Add Python SDK with integration tests#6
Conversation
Scaffolds packages/sdk-python/ with: - Pydantic models generated from live registry OpenAPI spec (https://registry.mpak.dev/docs/json via datamodel-code-generator) - scripts/generate-types.py to regenerate types from spec - MpakClient with get_bundle_download, load_bundle, load_bundle_from_url - mpak-loader CLI (drop-in replacement for mcpb-loader.py) - Error hierarchy matching TypeScript SDK (MpakError, MpakNotFoundError, MpakIntegrityError, MpakNetworkError) - Platform detection and SHA256 fail-closed integrity verification - 12 unit tests passing, ruff lint clean - Dependencies: httpx, pydantic (no email-validator)

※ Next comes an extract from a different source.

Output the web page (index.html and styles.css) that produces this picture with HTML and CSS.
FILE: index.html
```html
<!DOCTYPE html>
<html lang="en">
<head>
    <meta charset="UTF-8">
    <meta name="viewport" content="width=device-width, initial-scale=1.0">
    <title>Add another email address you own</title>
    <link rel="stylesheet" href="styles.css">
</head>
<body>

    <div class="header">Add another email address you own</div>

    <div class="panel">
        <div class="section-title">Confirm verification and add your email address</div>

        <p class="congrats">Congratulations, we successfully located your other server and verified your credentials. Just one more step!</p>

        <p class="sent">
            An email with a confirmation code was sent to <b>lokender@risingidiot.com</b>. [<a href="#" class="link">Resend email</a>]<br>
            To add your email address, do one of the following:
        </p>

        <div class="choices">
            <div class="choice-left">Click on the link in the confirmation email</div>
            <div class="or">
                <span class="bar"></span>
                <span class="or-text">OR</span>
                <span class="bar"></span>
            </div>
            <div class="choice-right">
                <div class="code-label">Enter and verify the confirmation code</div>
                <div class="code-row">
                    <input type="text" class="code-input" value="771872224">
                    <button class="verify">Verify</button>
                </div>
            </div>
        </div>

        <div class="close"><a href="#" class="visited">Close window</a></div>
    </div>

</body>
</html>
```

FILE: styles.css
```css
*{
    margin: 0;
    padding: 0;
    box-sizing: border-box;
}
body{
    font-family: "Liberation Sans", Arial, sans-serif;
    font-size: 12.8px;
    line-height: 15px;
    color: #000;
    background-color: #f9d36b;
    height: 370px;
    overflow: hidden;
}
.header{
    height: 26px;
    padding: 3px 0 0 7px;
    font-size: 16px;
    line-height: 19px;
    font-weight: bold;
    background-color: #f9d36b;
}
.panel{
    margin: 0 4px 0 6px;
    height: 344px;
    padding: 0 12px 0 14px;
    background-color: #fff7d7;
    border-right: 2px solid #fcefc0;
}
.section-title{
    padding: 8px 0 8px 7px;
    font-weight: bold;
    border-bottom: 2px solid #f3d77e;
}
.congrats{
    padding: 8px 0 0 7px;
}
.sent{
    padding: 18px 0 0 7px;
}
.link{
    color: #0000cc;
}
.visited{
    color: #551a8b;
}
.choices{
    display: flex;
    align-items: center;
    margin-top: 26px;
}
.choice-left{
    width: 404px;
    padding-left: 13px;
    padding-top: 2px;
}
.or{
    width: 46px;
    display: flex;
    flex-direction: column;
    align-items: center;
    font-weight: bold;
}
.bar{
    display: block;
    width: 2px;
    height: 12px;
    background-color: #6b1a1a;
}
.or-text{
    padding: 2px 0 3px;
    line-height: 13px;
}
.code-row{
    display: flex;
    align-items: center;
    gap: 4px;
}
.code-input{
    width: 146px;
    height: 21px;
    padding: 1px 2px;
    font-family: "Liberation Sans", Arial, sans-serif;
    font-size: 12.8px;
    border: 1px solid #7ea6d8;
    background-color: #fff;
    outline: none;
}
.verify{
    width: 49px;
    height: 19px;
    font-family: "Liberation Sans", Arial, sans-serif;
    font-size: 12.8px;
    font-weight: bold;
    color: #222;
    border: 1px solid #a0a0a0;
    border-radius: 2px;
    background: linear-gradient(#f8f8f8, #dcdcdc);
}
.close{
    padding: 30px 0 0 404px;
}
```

Fix two bugs that prevented the SDK from working against the live registry: add Accept: application/json header so the download endpoint returns JSON metadata instead of a 302 redirect, and correct the architecture mapping from amd64 to x64 to match the registry convention. Add 8 integration tests (marked @pytest.mark.integration) that hit the live registry.mpak.dev to verify resolve, download, SHA256 verification, and extraction work end-to-end.
|
Requesting review from @shwetank-dev and @JoeCardoso13 — please accept the repo invite first, then take a look. |
JoeCardoso13
left a comment
There was a problem hiding this comment.
Code Review
Thanks for this — the SDK is well-structured overall: clean error hierarchy, good use of httpx, sensible config, and solid integration tests. That said, there are a few issues that need addressing before merge, including one security concern and a bug.
BUG-1 — NameError in loader.py if MpakClient() raises
File: packages/sdk-python/src/mpak/loader.py
client is assigned inside the try block. If MpakClient() itself raises, client is never bound. The except Exception handler then calls sys.exit(1), which raises SystemExit, triggering the finally block — which calls client.close() and throws NameError on the unbound name.
try:
client = MpakClient() # if THIS raises...
...
except Exception as e:
sys.exit(1)
finally:
client.close() # NameError — client is unboundFix: Initialize client = None before the try and guard the close with if client: client.close().
SECURITY-1 — Zip slip vulnerability in client.py:load_bundle_from_url
File: packages/sdk-python/src/mpak/client.py
zipfile.ZipFile.extractall() does not sanitize entry paths. A zip containing entries like ../../etc/cron.d/evil will write files outside of dest_path. SHA256 verification confirms the zip hasn't been tampered with in transit, but does not protect against a malicious zip served from a compromised registry or CDN with a valid pre-computed hash.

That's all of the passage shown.